Cambodia has yet to host the biennial competition, a dubious honor it shares only with regional minnow Timor-Leste. The government backed away from plans to hold this year’s games so that improvements to infrastructure could be made, before finally being confirmed as the 2023 host last year.
Mr. Chamroeun said government officials and representatives of Cambodian sporting bodies attended a seminar on July 23 to discuss key preparations. The next time the NOCC meets, he said, it will be to timetable the submission of its official plans to the Olympic Council of Asia.
“We had many issues to sort out, so we had to draw up a master plan that would bring together all the elements, and hopefully be passed to the Council of Ministers [for approval] as soon as possible,” he said.
“We have settled on the preliminary number of 35 sports, though we won’t decide what will be included or excluded until about 2020,” he added. “We will see then which sports have grown and which have fallen away.”
At the top of the agenda is upgrading Cambodia’s stadiums and training facilities, according to Mr.
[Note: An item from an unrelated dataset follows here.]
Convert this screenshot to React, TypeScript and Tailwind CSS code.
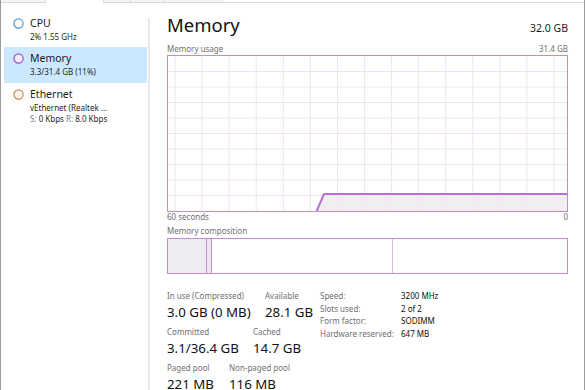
import React from "react";

const FONT = { fontFamily: '"Noto Sans", "Open Sans", sans-serif' };

const GRID_X = Array.from({ length: 15 }, (_, i) => 7 + i * 27.07);
const GRID_Y = Array.from({ length: 9 }, (_, i) => (i + 1) * 15.5);

function Circle({ stroke, fill }: { stroke: string; fill: string }) {
  return (
    <svg width="11" height="11" viewBox="0 0 11 11" className="shrink-0">
      <circle cx="5.5" cy="5.5" r="4.6" fill={fill} stroke={stroke} strokeWidth="1.2" />
    </svg>
  );
}

function SideItem({
  title,
  lines,
  stroke,
  fill,
  selected,
  className,
}: {
  title: string;
  lines: React.ReactNode[];
  stroke: string;
  fill: string;
  selected?: boolean;
  className?: string;
}) {
  return (
    <div
      className={`ml-[3px] mr-px flex gap-[6px] pl-[9px] pt-[4px] ${
        selected ? "bg-[#cce8ff]" : ""
      } ${className ?? ""}`}
    >
      <div className="mt-[2px]">
        <Circle stroke={stroke} fill={fill} />
      </div>
      <div>
        <div className="text-[10.5px] leading-[15px] text-[#1a1a1a]">{title}</div>
        {lines.map((l, i) => (
          <div key={i} className="text-[8px] leading-[11px] text-[#262626]">
            {l}
          </div>
        ))}
      </div>
    </div>
  );
}

function UsageChart() {
  return (
    <div className="h-[157px] w-full border border-[#c48ad9]">
      <svg width="399" height="155" viewBox="0 0 399 155" className="block">
        {GRID_X.map((x) => (
          <line key={`x${x}`} x1={x} y1="0" x2={x} y2="155" stroke="#f0e3f5" strokeWidth="1" />
        ))}
        {GRID_Y.map((y) => (
          <line key={`y${y}`} x1="0" y1={y} x2="399" y2={y} stroke="#f0e3f5" strokeWidth="1" />
        ))}
        <polygon points="148.7,155 156,138 399,138 399,155" fill="#efecf1" fillOpacity="0.9" />
        <polyline
          points="148.7,155 156,138 399,138"
          fill="none"
          stroke="#b771d0"
          strokeWidth="2"
        />
      </svg>
    </div>
  );
}

function CompositionBar() {
  return (
    <div className="flex h-[36px] w-full border border-[#c48ad9]">
      <div className="w-[38px] bg-[#efecf1]" />
      <div className="w-[6px] border-x border-[#c48ad9] bg-[#f1e3f6]" />
      <div className="w-[181px] border-r border-[#dcbde8]" />
      <div className="flex-1" />
    </div>
  );
}

function Stat({ label, value, w }: { label: string; value: string; w?: string }) {
  return (
    <div className={w}>
      <div className="text-[8px] leading-[12px] text-[#707070]">{label}</div>
      <div className="text-[13.3px] leading-[21px] text-[#111]">{value}</div>
    </div>
  );
}

const SPECS: [string, string][] = [
  ["Speed:", "3200 MHz"],
  ["Slots used:", "2 of 2"],
  ["Form factor:", "SODIMM"],
  ["Hardware reserved:", "647 MB"],
];

export default function App() {
  return (
    <div
      style={FONT}
      className="flex h-[390px] w-[585px] flex-col overflow-hidden border-x border-[#9c9c9c] bg-white"
    >
      {/* tab strip remnants */}
      <div className="flex h-[3px] shrink-0">
        <div className="w-[45px] border-b border-r border-[#dadada] bg-[#f4f4f4]" />
        <div className="w-[58px] border-r border-[#dadada] bg-white" />
        <div className="w-[27px] border-b border-r border-[#dadada] bg-[#f4f4f4]" />
        <div className="w-[33px] border-b border-r border-[#dadada] bg-[#f4f4f4]" />
        <div className="w-[59px] border-b border-r border-[#dadada] bg-[#f4f4f4]" />
        <div className="flex-1 border-b border-[#dadada]" />
      </div>

      <div className="flex min-h-0 flex-1">
        {/* sidebar */}
        <div className="w-[147px] shrink-0 pt-[9px]">
          <SideItem
            title="CPU"
            lines={["2% 1.55 GHz"]}
            stroke="#4f9ad6"
            fill="#ffffff"
            className="h-[35px]"
          />
          <SideItem
            title="Memory"
            lines={["3.3/31.4 GB (11%)"]}
            stroke="#a94fc8"
            fill="#f6ecfa"
            selected
            className="h-[36px]"
          />
          <SideItem
            title="Ethernet"
            lines={[
              "vEthernet (Realtek ...",
              <>
                <span className="text-[#7a7a7a]">S:</span> 0 Kbps{" "}
                <span className="text-[#7a7a7a]">R:</span> 8.0 Kbps
              </>,
            ]}
            stroke="#cc8b4c"
            fill="#fdf5ec"
          />
        </div>

        {/* separator */}
        <div className="mt-[15px] w-[2px] shrink-0 bg-[#e9e9e9]" />

        {/* main panel */}
        <div className="flex w-[434px] flex-col pl-[17px] pr-[16px] pt-[8px]">
          <div className="flex items-baseline justify-between">
            <div className="text-[18.5px] leading-[28px] text-[#111]">Memory</div>
            <div className="text-[10.5px] text-[#1a1a1a]">32.0 GB</div>
          </div>

          <div className="mt-[4px] flex justify-between text-[8px] leading-[12px] text-[#707070]">
            <span>Memory usage</span>
            <span>31.4 GB</span>
          </div>
          <UsageChart />
          <div className="flex justify-between text-[8px] leading-[10px] text-[#707070]">
            <span>60 seconds</span>
            <span>0</span>
          </div>

          <div className="mt-[3px] text-[8px] leading-[12px] text-[#707070]">
            Memory composition
          </div>
          <div className="mt-px">
            <CompositionBar />
          </div>

          <div className="mt-[16px] flex">
            <div className="w-[153px] shrink-0">
              <div className="mb-[3px] flex">
                <Stat label="In use (Compressed)" value="3.0 GB (0 MB)" w="w-[98px]" />
                <Stat label="Available" value="28.1 GB" />
              </div>
              <div className="mb-[3px] flex">
                <Stat label="Committed" value="3.1/36.4 GB" w="w-[86px]" />
                <Stat label="Cached" value="14.7 GB" />
              </div>
              <div className="flex">
                <Stat label="Paged pool" value="221 MB" w="w-[62px]" />
                <Stat label="Non-paged pool" value="116 MB" />
              </div>
            </div>
            <div className="flex flex-col">
              {SPECS.map(([k, v]) => (
                <div key={k} className="flex text-[8px] leading-[12.5px]">
                  <span className="w-[81px] text-[#707070]">{k}</span>
                  <span className="text-[#111]">{v}</span>
                </div>
              ))}
            </div>
          </div>
        </div>
      </div>
    </div>
  );
}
Chamroeun. Construction on the new 60,000-seat Morodok Techo National Sports Complex began two years ago in Phnom Penh’s Chroy Changva district but is not due to finish until 2020.
Renovations are also underway at Olympic Stadium in Prampi Makara district, which Mr. Chamroeun said should be finished sometime next year—just in time for the first ever Cambodian National Games in 2016, a warm-up for the SEA Games.
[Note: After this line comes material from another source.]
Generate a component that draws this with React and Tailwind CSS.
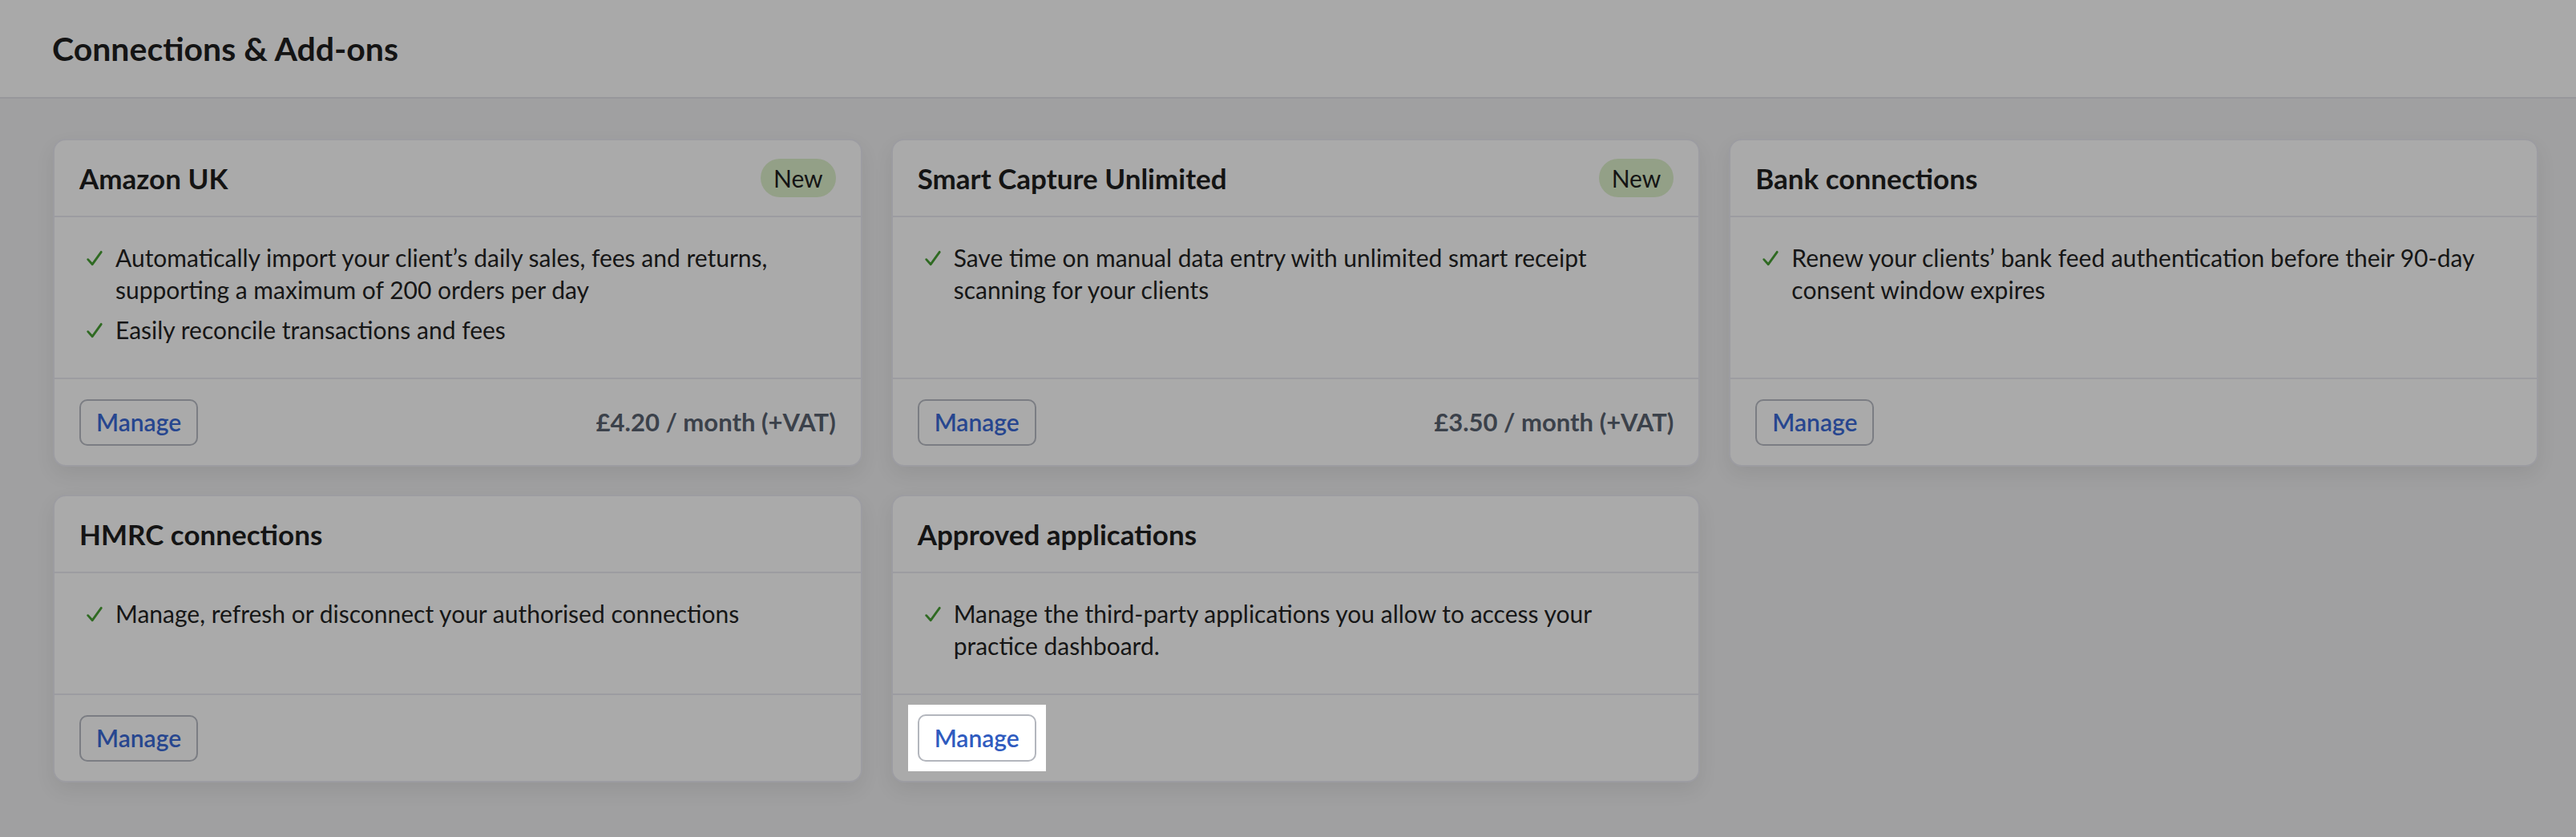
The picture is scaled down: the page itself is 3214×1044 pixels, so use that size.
import React from "react";

const Check = () => (
  <svg viewBox="0 0 20 20" className="w-[22px] h-[22px] shrink-0 mt-[10px]" fill="none">
    <path d="M2.5 11.5 L7.5 17 L17.5 3" stroke="#2f6a22" strokeWidth="2.6" strokeLinecap="round" strokeLinejoin="round" />
  </svg>
);

const Manage = ({ highlight }) =>
  highlight ? (
    <div className="-m-[12px] p-[12px] bg-white inline-flex">
      <button className="h-[59px] px-[19px] rounded-[10px] border-2 border-[#b3b6bd] bg-white text-[30px] font-semibold text-[#2f5bbf]">
        Manage
      </button>
    </div>
  ) : (
    <button className="h-[58px] px-[19px] rounded-[10px] border-2 border-[#7b7d83] bg-transparent text-[30px] font-semibold text-[#27468f]">
      Manage
    </button>
  );

const Card = ({ title, isNew, items, price, highlight }) => (
  <div className="flex flex-col rounded-[16px] border-2 border-[#9c9ca1] bg-[#aaaaaa] shadow-[0_10px_24px_rgba(0,0,0,0.07)]">
    <div className="h-[96px] flex items-center justify-between px-[31px] border-b-2 border-[#9c9ca1]">
      <h2 className="text-[35px] font-bold text-[#141414] leading-none">{title}</h2>
      {isNew && (
        <span className="h-[48px] px-[16px] rounded-full bg-[#93a087] flex items-center text-[30px] text-[#141414]">
          New
        </span>
      )}
    </div>
    <ul className="flex-1 pt-[30px] pb-[30px] pl-[39px] pr-[31px]">
      {items.map((t, i) => (
        <li key={i} className="flex gap-[15px] mb-[10px] text-[30px] leading-[40px] text-[#161616]">
          <Check />
          <span>{t}</span>
        </li>
      ))}
    </ul>
    <div className="h-[109px] flex items-center justify-between px-[31px] border-t-2 border-[#9c9ca1]">
      <Manage highlight={highlight} />
      {price && <span className="text-[31px] font-bold text-[#3b414a]">{price}</span>}
    </div>
  </div>
);

export default function App() {
  return (
    <div className="min-h-screen bg-[#a0a0a1]" style={{ fontFamily: "Lato, 'Noto Sans', sans-serif" }}>
      <header className="h-[123px] bg-[#a9a9a9] border-b-2 border-[#97979b] flex items-center px-[65px]">
        <h1 className="text-[41px] font-bold text-[#141414]">Connections &amp; Add-ons</h1>
      </header>
      <main className="grid grid-cols-3 gap-x-[36px] gap-y-[35px] pl-[66px] pr-[47px] pt-[50px] pb-[40px]">
        <Card
          title="Amazon UK"
          isNew
          items={[
            "Automatically import your client’s daily sales, fees and returns, supporting a maximum of 200 orders per day",
            "Easily reconcile transactions and fees",
          ]}
          price="£4.20 / month (+VAT)"
        />
        <Card
          title="Smart Capture Unlimited"
          isNew
          items={["Save time on manual data entry with unlimited smart receipt scanning for your clients"]}
          price="£3.50 / month (+VAT)"
        />
        <Card
          title="Bank connections"
          items={["Renew your clients’ bank feed authentication before their 90-day consent window expires"]}
        />
        <Card title="HMRC connections" items={["Manage, refresh or disconnect your authorised connections"]} />
        <Card
          title="Approved applications"
          items={["Manage the third-party applications you allow to access your practice dashboard."]}
          highlight
        />
      </main>
    </div>
  );
}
He said the estimated cost of implementing the master plan is $35 million to $40 million, with each sport requiring about $1 million to organize and the possibility that five sports might be added to the bill.
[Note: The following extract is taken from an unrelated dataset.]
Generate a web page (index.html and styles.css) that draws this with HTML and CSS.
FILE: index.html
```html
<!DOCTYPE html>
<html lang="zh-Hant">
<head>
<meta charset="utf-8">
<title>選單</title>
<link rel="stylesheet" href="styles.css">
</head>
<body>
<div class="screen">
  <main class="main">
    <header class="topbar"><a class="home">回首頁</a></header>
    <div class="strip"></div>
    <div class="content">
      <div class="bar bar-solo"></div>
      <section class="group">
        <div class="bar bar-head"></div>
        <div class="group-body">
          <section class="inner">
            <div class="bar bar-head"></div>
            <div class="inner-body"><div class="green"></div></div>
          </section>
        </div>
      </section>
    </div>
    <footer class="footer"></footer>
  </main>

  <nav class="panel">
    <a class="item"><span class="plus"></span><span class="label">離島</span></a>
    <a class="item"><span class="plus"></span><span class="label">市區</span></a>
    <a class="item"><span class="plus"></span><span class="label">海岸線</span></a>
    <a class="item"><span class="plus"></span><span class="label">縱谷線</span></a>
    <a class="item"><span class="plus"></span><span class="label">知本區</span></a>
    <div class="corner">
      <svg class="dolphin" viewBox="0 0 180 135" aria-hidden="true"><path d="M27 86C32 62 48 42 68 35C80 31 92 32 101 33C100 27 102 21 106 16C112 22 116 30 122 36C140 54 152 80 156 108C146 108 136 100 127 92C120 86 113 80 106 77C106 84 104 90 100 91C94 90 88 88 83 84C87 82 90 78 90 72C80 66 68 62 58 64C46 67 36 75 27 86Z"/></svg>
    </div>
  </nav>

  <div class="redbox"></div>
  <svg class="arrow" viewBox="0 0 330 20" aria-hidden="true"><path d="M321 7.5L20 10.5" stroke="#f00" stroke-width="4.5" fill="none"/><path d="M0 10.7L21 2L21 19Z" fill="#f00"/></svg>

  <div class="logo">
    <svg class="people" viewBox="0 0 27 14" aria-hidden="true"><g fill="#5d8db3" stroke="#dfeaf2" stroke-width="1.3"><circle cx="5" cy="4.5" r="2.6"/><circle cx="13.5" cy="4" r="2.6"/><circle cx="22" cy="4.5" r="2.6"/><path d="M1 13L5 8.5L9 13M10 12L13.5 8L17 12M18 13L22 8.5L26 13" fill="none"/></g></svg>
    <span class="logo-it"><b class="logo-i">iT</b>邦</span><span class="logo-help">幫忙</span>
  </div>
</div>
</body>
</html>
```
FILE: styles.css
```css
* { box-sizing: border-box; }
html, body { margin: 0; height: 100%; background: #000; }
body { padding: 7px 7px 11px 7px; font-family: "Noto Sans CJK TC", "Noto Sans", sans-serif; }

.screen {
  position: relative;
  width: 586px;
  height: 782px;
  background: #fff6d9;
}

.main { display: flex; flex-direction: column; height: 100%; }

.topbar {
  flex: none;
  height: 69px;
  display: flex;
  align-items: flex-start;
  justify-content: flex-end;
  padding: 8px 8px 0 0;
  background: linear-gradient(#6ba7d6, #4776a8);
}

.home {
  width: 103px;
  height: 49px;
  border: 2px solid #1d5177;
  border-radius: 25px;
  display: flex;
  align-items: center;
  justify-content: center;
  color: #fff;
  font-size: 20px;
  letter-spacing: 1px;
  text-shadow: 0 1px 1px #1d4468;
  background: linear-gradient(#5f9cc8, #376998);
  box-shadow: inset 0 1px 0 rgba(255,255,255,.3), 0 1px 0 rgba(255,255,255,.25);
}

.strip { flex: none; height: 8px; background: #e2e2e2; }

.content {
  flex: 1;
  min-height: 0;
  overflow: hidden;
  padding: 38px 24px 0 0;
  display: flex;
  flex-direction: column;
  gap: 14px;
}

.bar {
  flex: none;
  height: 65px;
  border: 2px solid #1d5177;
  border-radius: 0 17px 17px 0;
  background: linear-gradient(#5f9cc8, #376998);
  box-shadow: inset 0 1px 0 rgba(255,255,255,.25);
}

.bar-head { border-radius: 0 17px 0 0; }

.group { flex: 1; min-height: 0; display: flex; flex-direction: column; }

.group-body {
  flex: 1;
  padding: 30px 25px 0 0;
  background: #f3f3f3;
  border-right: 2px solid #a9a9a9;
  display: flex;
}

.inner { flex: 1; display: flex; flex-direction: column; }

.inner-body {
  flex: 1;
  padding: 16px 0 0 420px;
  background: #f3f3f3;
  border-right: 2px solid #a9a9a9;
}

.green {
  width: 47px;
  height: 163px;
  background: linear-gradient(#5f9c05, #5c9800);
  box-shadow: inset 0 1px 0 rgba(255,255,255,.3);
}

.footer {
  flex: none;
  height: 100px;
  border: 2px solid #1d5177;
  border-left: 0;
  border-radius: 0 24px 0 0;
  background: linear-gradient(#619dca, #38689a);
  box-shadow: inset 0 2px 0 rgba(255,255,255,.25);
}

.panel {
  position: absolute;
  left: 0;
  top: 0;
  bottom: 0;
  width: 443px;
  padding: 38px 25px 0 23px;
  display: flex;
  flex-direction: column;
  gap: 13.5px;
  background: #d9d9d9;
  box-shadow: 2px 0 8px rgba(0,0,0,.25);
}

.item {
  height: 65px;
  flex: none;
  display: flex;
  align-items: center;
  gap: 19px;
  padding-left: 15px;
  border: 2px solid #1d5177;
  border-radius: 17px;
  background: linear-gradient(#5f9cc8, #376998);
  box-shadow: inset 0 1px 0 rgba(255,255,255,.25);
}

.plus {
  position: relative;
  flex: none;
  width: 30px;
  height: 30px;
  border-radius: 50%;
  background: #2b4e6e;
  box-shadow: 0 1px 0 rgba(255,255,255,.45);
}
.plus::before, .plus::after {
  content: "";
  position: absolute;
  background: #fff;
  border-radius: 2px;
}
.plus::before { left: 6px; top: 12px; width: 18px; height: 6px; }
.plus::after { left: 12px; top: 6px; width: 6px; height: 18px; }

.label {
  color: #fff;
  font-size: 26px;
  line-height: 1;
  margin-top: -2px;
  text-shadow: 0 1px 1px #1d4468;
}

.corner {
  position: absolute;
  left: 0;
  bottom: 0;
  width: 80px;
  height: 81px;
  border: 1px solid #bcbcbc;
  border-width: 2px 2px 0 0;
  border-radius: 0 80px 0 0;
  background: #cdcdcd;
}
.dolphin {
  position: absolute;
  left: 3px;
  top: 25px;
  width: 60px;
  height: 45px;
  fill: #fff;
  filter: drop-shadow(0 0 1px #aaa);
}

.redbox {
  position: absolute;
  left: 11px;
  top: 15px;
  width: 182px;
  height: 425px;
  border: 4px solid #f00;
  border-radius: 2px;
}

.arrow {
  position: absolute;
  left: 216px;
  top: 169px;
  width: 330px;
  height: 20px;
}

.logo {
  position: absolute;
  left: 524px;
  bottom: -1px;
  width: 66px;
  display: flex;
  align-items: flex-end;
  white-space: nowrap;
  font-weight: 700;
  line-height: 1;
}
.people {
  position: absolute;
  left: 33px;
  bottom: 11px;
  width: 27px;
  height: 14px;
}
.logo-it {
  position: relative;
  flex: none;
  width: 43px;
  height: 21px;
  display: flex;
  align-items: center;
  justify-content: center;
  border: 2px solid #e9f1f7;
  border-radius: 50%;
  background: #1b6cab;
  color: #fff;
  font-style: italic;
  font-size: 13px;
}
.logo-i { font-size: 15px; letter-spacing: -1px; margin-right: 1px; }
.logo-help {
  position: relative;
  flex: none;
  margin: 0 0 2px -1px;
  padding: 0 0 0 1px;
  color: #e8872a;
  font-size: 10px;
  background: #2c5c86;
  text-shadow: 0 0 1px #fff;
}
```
Mr. Chamroeun emphasized, however, that this figure does not include infrastructure and non-sporting expenses. He refused to offer an estimation for the total cost of the games.
“We are talking huge money,” Mr. Chamroeun said, adding that transportation improvements would be handled by City Hall.
“But this is the dream of everyone, and it will improve our economy, our culture, our society, but especially our sport.”